--- EXTRACTED RECORDS ---
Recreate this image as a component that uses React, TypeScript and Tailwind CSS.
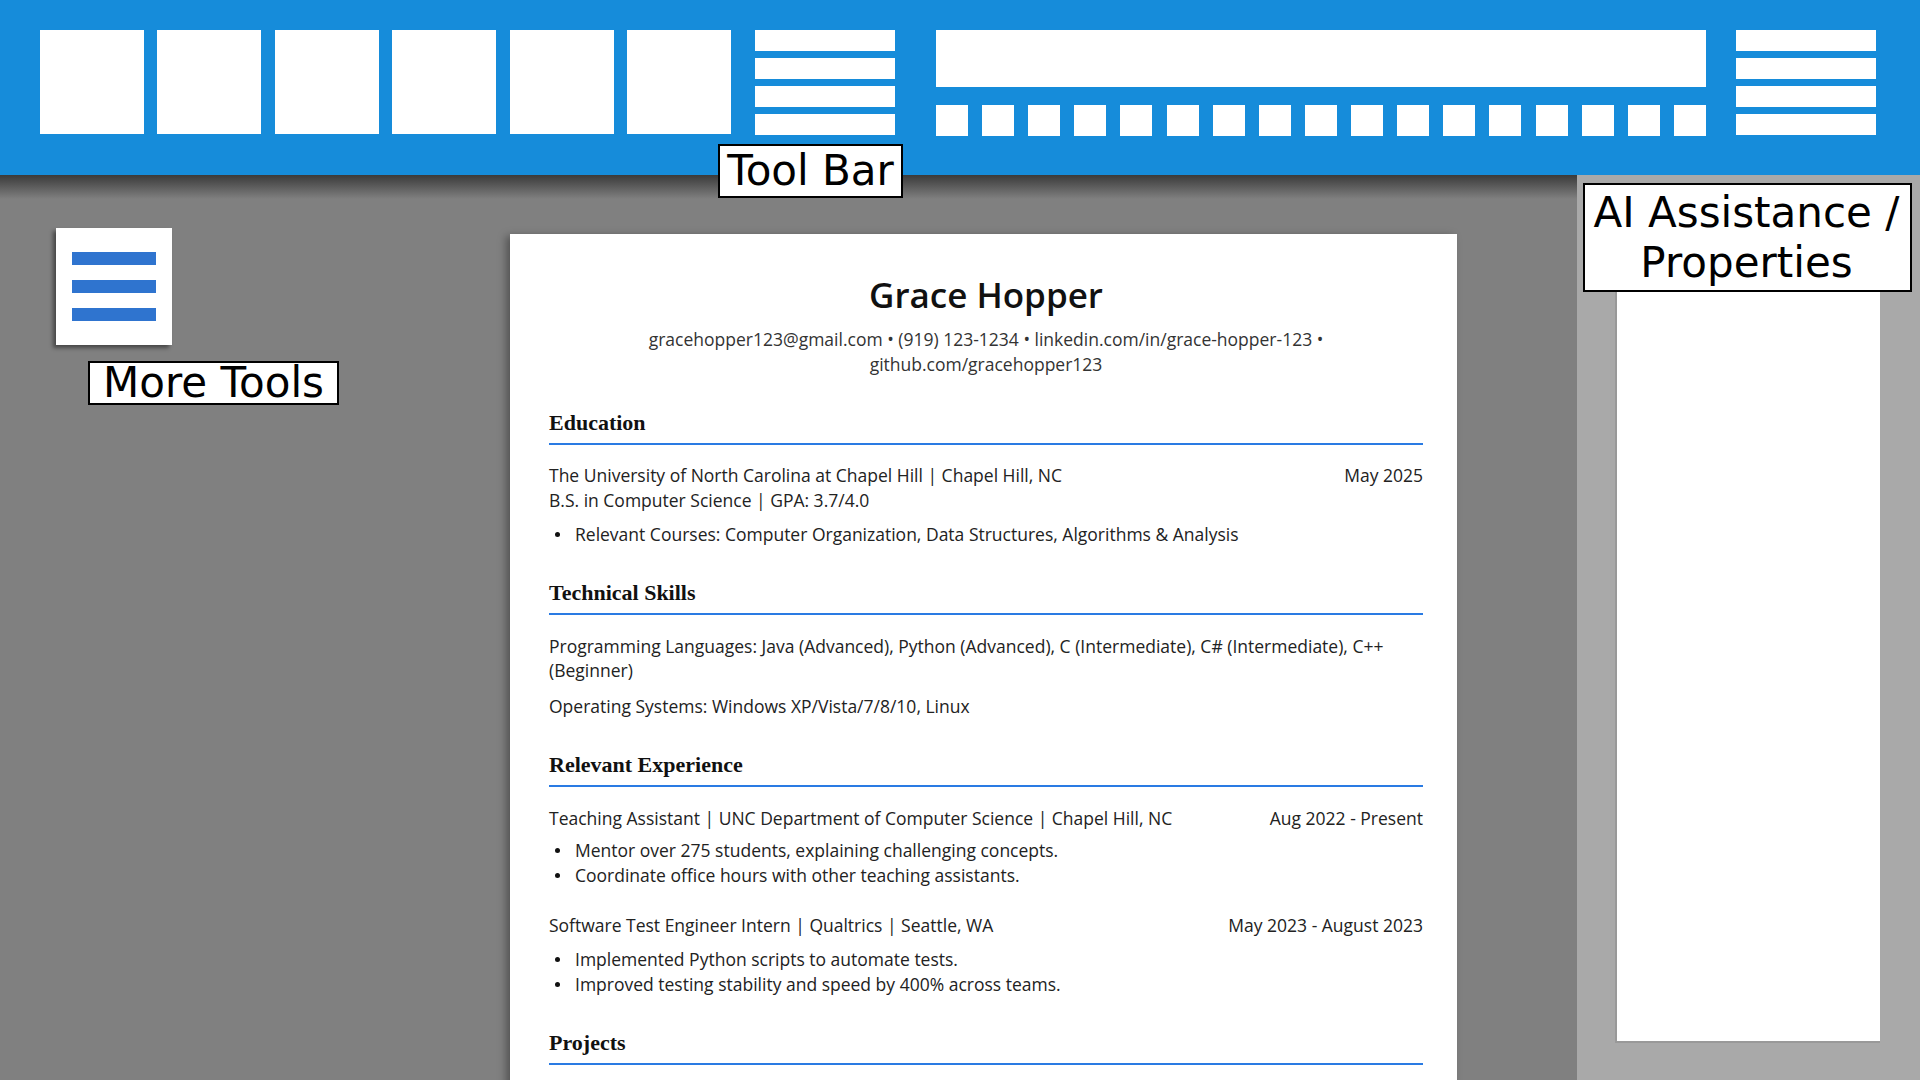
import React from 'react';

const squares = [0, 1, 2, 3, 4, 5];
const keys = Array.from({ length: 17 }, (_, i) => i);

function LineStack() {
  return (
    <div className="flex w-[140px] flex-col gap-[7px]">
      {[0, 1, 2, 3].map((i) => (
        <div key={i} className="h-[21px] bg-white" />
      ))}
    </div>
  );
}

function Heading({ children }: { children: React.ReactNode }) {
  return (
    <div className="mt-[30px] border-b-2 border-[#2a7be3] pb-[6px] pt-[2px] font-['Liberation_Serif',serif] text-[22px] font-bold leading-[28px] text-[#111]">
      {children}
    </div>
  );
}

function Bullet({ children }: { children: React.ReactNode }) {
  return (
    <div className="flex items-center leading-[25px]">
      <span className="ml-[6px] mr-[15px] h-[5px] w-[5px] shrink-0 rounded-full bg-[#111]" />
      <span>{children}</span>
    </div>
  );
}

function Row({ left, right }: { left: string; right: string }) {
  return (
    <div className="flex justify-between leading-[25px]">
      <span>{left}</span>
      <span>{right}</span>
    </div>
  );
}

function Resume() {
  return (
    <div className="mt-[59px] h-[900px] w-[947px] shrink-0 bg-white pl-[39px] pr-[34px] pt-[39px] font-['Open_Sans',sans-serif] text-[17.5px] text-[#222] shadow-[-4px_2px_8px_rgba(0,0,0,0.35)]">
      <div className="text-center text-[35px] font-semibold leading-[44px] text-[#111]">Grace Hopper</div>
      <div className="mt-[10px] text-center leading-[25px] text-[#333]">
        gracehopper123@gmail.com • (919) 123-1234 • linkedin.com/in/grace-hopper-123 •
        <br />
        github.com/gracehopper123
      </div>

      <Heading>Education</Heading>
      <div className="mt-[18px]">
        <Row left="The University of North Carolina at Chapel Hill | Chapel Hill, NC" right="May 2025" />
        <div className="leading-[25px]">B.S. in Computer Science | GPA: 3.7/4.0</div>
      </div>
      <div className="mt-[9px]">
        <Bullet>Relevant Courses: Computer Organization, Data Structures, Algorithms &amp; Analysis</Bullet>
      </div>

      <Heading>Technical Skills</Heading>
      <div className="mt-[19px] leading-[24px]">
        Programming Languages: Java (Advanced), Python (Advanced), C (Intermediate), C# (Intermediate), C++
        <br />
        (Beginner)
      </div>
      <div className="mt-[12px] leading-[25px]">Operating Systems: Windows XP/Vista/7/8/10, Linux</div>

      <Heading>Relevant Experience</Heading>
      <div className="mt-[19px]">
        <Row left="Teaching Assistant | UNC Department of Computer Science | Chapel Hill, NC" right="Aug 2022 - Present" />
      </div>
      <div className="mt-[7px]">
        <Bullet>Mentor over 275 students, explaining challenging concepts.</Bullet>
        <Bullet>Coordinate office hours with other teaching assistants.</Bullet>
      </div>
      <div className="mt-[25px]">
        <Row left="Software Test Engineer Intern | Qualtrics | Seattle, WA" right="May 2023 - August 2023" />
      </div>
      <div className="mt-[9px]">
        <Bullet>Implemented Python scripts to automate tests.</Bullet>
        <Bullet>Improved testing stability and speed by 400% across teams.</Bullet>
      </div>

      <Heading>Projects</Heading>
    </div>
  );
}

export default function App() {
  return (
    <div className="relative flex h-[1080px] w-[1920px] flex-col overflow-hidden bg-[#808080] font-['DejaVu_Sans',sans-serif]">
      {/* tool bar */}
      <header className="flex h-[175px] shrink-0 items-start bg-[#168cda] pl-[40px] pt-[30px]">
        <div className="flex gap-[13.4px]">
          {squares.map((i) => (
            <div key={i} className="h-[104px] w-[104px] bg-white" />
          ))}
        </div>
        <div className="ml-[24px]">
          <LineStack />
        </div>
        <div className="ml-[41px] flex w-[770px] flex-col">
          <div className="h-[57px] bg-white" />
          <div className="mt-[18px] flex h-[31px] justify-between">
            {keys.map((i) => (
              <div key={i} className="w-[32px] bg-white" />
            ))}
          </div>
        </div>
        <div className="ml-[30px]">
          <LineStack />
        </div>
      </header>

      <div className="flex min-h-0 flex-1">
        <main className="relative flex flex-1 overflow-hidden">
          <div className="pointer-events-none absolute left-0 right-0 top-0 h-[24px] bg-linear-to-b from-[#3a3a3a] to-transparent" />
          <div className="flex w-[510px] shrink-0 flex-col pl-[56px] pt-[53px]">
            <button
              type="button"
              className="flex h-[117px] w-[116px] flex-col items-center justify-center gap-[15px] bg-white shadow-[-3px_3px_4px_rgba(0,0,0,0.45)]"
            >
              <span className="h-[13px] w-[84px] bg-[#2f74cf]" />
              <span className="h-[13px] w-[84px] bg-[#2f74cf]" />
              <span className="h-[13px] w-[84px] bg-[#2f74cf]" />
            </button>
            <div className="ml-[32px] mt-[16px] flex h-[44px] w-[251px] items-center justify-center border-2 border-black bg-white text-[42px] leading-none text-black">
              More Tools
            </div>
          </div>
          <Resume />
        </main>

        <aside className="w-[343px] shrink-0 bg-[#a9a9a9] pl-[38px] pt-[20px]">
          <div className="h-[848px] w-[265px] border-b-2 border-l-2 border-[#999] bg-white" />
        </aside>
      </div>

      {/* annotation labels */}
      <div className="absolute left-[718px] top-[144px] flex h-[54px] w-[185px] items-center justify-center border-2 border-black bg-white text-[42px] leading-none text-black">
        Tool Bar
      </div>
      <div className="absolute left-[1583px] top-[183px] flex h-[109px] w-[329px] flex-col items-center justify-center border-2 border-black bg-white pr-[2px] text-center text-[42px] leading-[50px] text-black">
        <span>AI Assistance /</span>
        <span>Properties</span>
      </div>
    </div>
  );
}
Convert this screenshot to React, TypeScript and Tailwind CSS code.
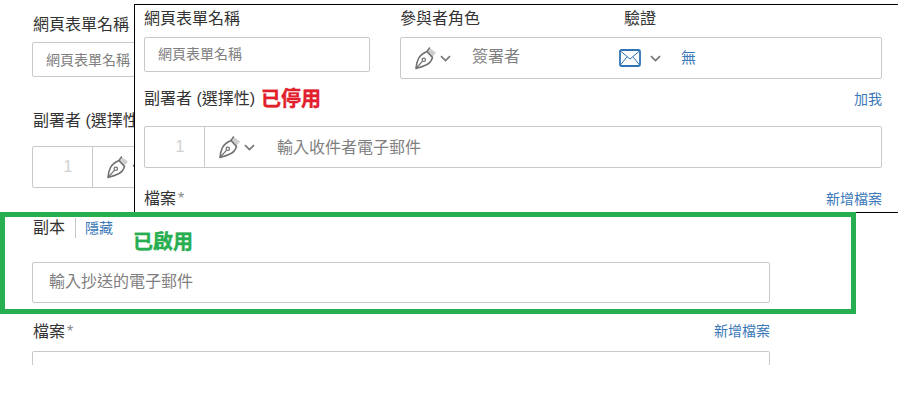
const sans = "font-['Liberation_Sans','Noto_Sans_CJK_TC',sans-serif]"

function PenIcon() {
  return (
    <svg width="23" height="24" viewBox="0 0 23 24" fill="none" className="shrink-0">
      <path d="M13 6.5 L16.5 2.5 L22 6.5 L18 11.5 Z" fill="#cfcfcf" />
      <path
        d="M13 5.5 L18.5 11.5 C17.5 15 15.5 17.5 12 19 C9 20.5 5.5 21.5 2 22.5 C2.2 19 3 15.5 4.5 12.5 C6 9.5 9.5 7 13 5.5 Z"
        stroke="#707070"
        strokeWidth="1.6"
        strokeLinejoin="round"
      />
      <path d="M13 5.5 L15.8 1.5" stroke="#707070" strokeWidth="1.4" />
      <path d="M2.4 22 L8.6 15.2" stroke="#707070" strokeWidth="1.2" />
      <circle cx="9.8" cy="13.8" r="1.7" stroke="#707070" strokeWidth="1.2" />
    </svg>
  )
}

function Chevron() {
  return (
    <svg width="11" height="7" viewBox="0 0 11 7" fill="none" className="shrink-0">
      <path d="M1 1.2 L5.5 5.5 L10 1.2" stroke="#777" strokeWidth="1.7" />
    </svg>
  )
}

function MailIcon() {
  return (
    <svg width="22" height="18" viewBox="0 0 22 18" fill="none" className="shrink-0">
      <rect x="1" y="1" width="20" height="16" rx="1.5" stroke="#2f74b5" strokeWidth="1.8" />
      <path d="M1.5 2 L11 10 L20.5 2 M1.5 16 L8 7.8 M20.5 16 L14 7.8" stroke="#2f74b5" strokeWidth="1" />
    </svg>
  )
}

function RecipientRow({ className }: { className: string }) {
  return (
    <div className={`flex h-[42px] items-center rounded-[2px] border border-[#c9c9c9] bg-white ${className}`}>
      <div className="flex h-full w-[60px] items-center justify-center border-r border-[#c9c9c9] pl-[11px] text-base text-[#d0d0d0]">1</div>
      <div className="ml-[13px] flex items-center gap-[3px]">
        <PenIcon />
        <Chevron />
      </div>
      <span className="ml-[22px] pt-px text-base text-[#808080]">輸入收件者電子郵件</span>
    </div>
  )
}

function FileLabel() {
  return (
    <span className="text-base text-[#333]">
      檔案<span className="ml-[2px] text-[#888]">*</span>
    </span>
  )
}

export default function App() {
  return (
    <div className={`relative h-[415px] w-[898px] overflow-hidden bg-white ${sans}`}>
      {/* Page behind the overlays */}
      <div className="h-[365px] overflow-hidden px-[32px] pt-[14px]">
        <div className="w-[738px]">
          <div className="h-[22px] pl-px text-base leading-[22px] text-[#333]">網頁表單名稱</div>
          <div className="mt-[6px] flex h-[35px] items-center rounded-[2px] border border-[#c9c9c9] px-[13px] text-sm text-[#808080]">網頁表單名稱</div>
          <div className="mt-[33px] h-[22px] pl-px text-base leading-[22px] text-[#333]">副署者 (選擇性)</div>
          <RecipientRow className="mt-[14px]" />
          <div className="mt-[29px] flex h-[22px] items-center pl-px">
            <span className="text-base leading-[22px] text-[#333]">副本</span>
            <span className="ml-[10px] mr-[9px] h-[20px] w-px bg-[#c9c9c9]" />
            <span className="text-[14px] text-[#3a78b8]">隱藏</span>
          </div>
          <div className="mt-[23px] flex h-[41px] items-center rounded-[2px] border border-[#c9c9c9] px-[16px] pb-[2px] text-base text-[#808080]">輸入抄送的電子郵件</div>
          <div className="mt-[16px] flex h-[24px] items-center justify-between pl-px pt-px">
            <FileLabel />
            <span className="text-[14px] text-[#3a78b8]">新增檔案</span>
          </div>
          <div className="mt-[8px] h-[60px] rounded-[2px] border border-[#c9c9c9]" />
        </div>
      </div>

      {/* Pasted screenshot: disabled state */}
      <div className="absolute left-[134px] top-[4px] h-[209px] w-[764px] border-b border-l border-t border-black bg-white pl-[9px] pr-[16px]">
        <div className="flex h-[28px] items-center text-base text-[#333]">
          <span className="w-[256px]">網頁表單名稱</span>
          <span className="w-[224px]">參與者角色</span>
          <span>驗證</span>
        </div>
        <div className="mt-[4px] flex items-start justify-between">
          <div className="flex h-[35px] w-[226px] items-center rounded-[2px] border border-[#c9c9c9] px-[13px] pb-[2px] text-sm text-[#808080]">網頁表單名稱</div>
          <div className="flex h-[42px] w-[482px] items-center rounded-[2px] border border-[#c9c9c9]">
            <div className="ml-[13px] flex items-center gap-[3px]">
              <PenIcon />
              <Chevron />
            </div>
            <span className="ml-[21px] w-[147px] pb-[2px] text-base text-[#808080]">簽署者</span>
            <MailIcon />
            <div className="ml-[9px]"><Chevron /></div>
            <span className="ml-[20px] text-[15px] text-[#3a78b8]">無</span>
          </div>
        </div>
        <div className="mt-[8px] flex h-[24px] items-center justify-between">
          <div className="flex items-center gap-[6px]">
            <span className="text-base text-[#333]">副署者 (選擇性)</span>
            <span className="text-[20px] font-bold text-[#e1202c] [-webkit-text-stroke:0.4px_#e1202c]">已停用</span>
          </div>
          <span className="text-[14px] text-[#3a78b8]">加我</span>
        </div>
        <RecipientRow className="mt-[15px]" />
        <div className="mt-[19px] flex h-[24px] items-center justify-between">
          <FileLabel />
          <span className="text-[14px] text-[#3a78b8]">新增檔案</span>
        </div>
      </div>

      {/* Green highlight */}
      <div className="absolute left-0 top-[212px] h-[102px] w-[856px] border-[5px] border-[#27ae50]" />
      <span className="absolute left-[133px] top-[227px] text-[20px] font-bold text-[#27ae50] [-webkit-text-stroke:0.4px_#27ae50]">已啟用</span>
    </div>
  )
}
---
» **WHAT YOU SHOULD DO**: Copy out every line in the listing where the word "TypeScript" appears.

» **RESPONSE TO THIS EXERCISE**:
Recreate this image as a component that uses React, TypeScript and Tailwind CSS.
Convert this screenshot to React, TypeScript and Tailwind CSS code.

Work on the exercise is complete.